What this suggests to me is that the Civilization series inadvertently defines the word “civilization” itself. The initial enemies in the game are called “barbarians,” creating a dichotomy between “civilized” people and everyone else. This dichotomy is central to Western culture going all the way back to Herodotus, who coined the term. While the Civilization games allow many peoples into the exclusive club of “civilized” people that were excluded at some point or another, it still fits everyone into the basic framework. In this framework, “civilized” people are people who build dense, settled societies using agriculture and industry and then expand those societies with warfare, settler colonialism, or conquest.
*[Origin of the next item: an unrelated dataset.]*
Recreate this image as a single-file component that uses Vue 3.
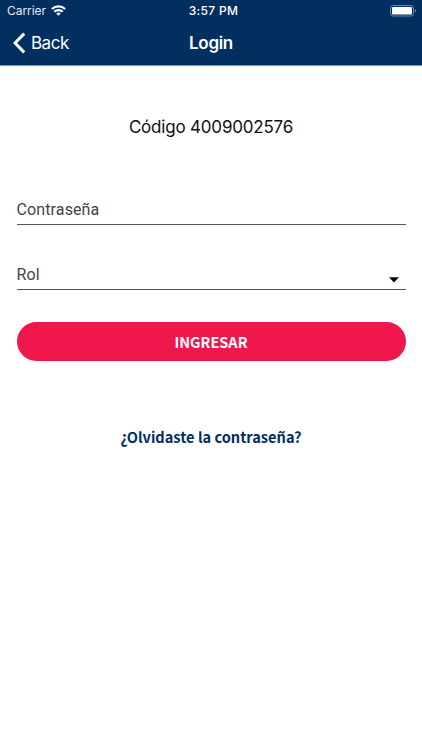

By using this framework, the games create a fantasy world, an alternate history where the world and its peoples started mostly at parity then started to diverge based on their own choices. It also places stateless people in an almost subhuman category. Without a flag to rally behind, they are barbarians. Unfortunately, this is how many people view the world to this day. It’s a hegemonic, popular, and comforting way to view the world. But as modern human beings living in a world of nations, we ought to remember that all of these structures are just that: arbitrary, human-created, with a specific history and trajectory. If we realize that, we can also recognize that they can change when they are no longer fit for purpose.